Post by TheBatman on Thu Feb 09, 2017 12:07 pm

egrabrick wrote:
After reading many of the answers to this week's question, one thing stood out to me. Although most of the answers use sound logic, they take the quote out of context, which can be dangerous. Some examples of the importance of context can be found by looking at cults. Many cults have been started by taking Bible verses out of context and interpreting them to mean something different than what they are intended to mean. I would challenge everyone to go back and reread last week's passage in Gorgias, and then answer the question again while paying attention to context. With some quotes context might be less important, but since this quote says "in their case," context is especially important to know whose case the quote is intended to refer to.

Great point Elijah! Context is indeed key critical in this quote. However, I did look back at this context (because I was very intrigued by your post), and from my interpretation, I feel like most answers still apply.

First things first is my interpretation of the context. Socrates and Polus are discussing whether people with power are actually satisfied and happy. This leads them into the idea of whether criminals are happy or not. Thus, the "in their case" refers directly to the criminals, and indirectly to the people with power that Socrates and Polus are generally discussing.

Now, let's have a little fun Very Happy To the Square of Opposition!
affraid
Remember, there are two opposing relationships on the square. We're dealing with the two contradictory statements here: "Some S is P" and "No S is P." Socrates is making an argument with the "Some." He's saying that for some people, there is nothing more admirable than knowledge and nothing more contemptible than ignorance. He supports this with the premise that knowledge boils down to knowledge about happiness.

Personally, when I posted, I attacked both these premises. I said that in "No" case are these premises true. Even for a criminal, knowledge isn't limited to knowing about happiness, and even for a criminal, there are more admirable things than knowledge (how about confessing, lol Smile ). In my opinion, most of the posts did the same thing. It seems to me that people disagree with the fundamental presupposition that there are even some people for which knowledge is the most admirable thing. Now, I obviously can't speak for everyone else, but from the outside looking in, that's what it seems like.

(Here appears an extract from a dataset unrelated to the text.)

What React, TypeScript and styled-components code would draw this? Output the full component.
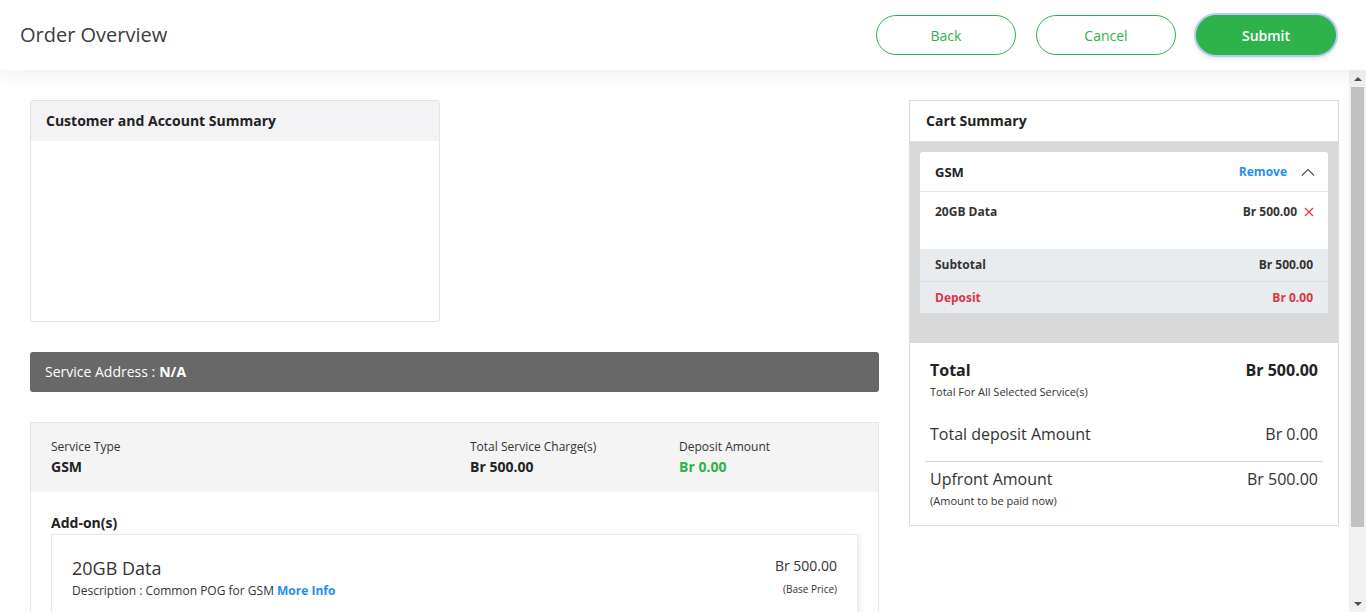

To make this a lot simpler, think about debate. In debate, we have the Claim, Warrant, and Impact. In the case of this board, it seems as if people are attacking the specific warrant and saying that the warrants don't work at all. In logic terms, that's the "No" statement.

At least, that's what I did Very Happy I don't know if everyone else kept the context in mind. The reason I'm posting this, however, is because I still think a majority of the answers seem like they apply.

Bravo for looking this up Elijah, it was an amazing point. Let's keep this point going everyone! I'm very interested to hear what everyone has to say in regards to the context.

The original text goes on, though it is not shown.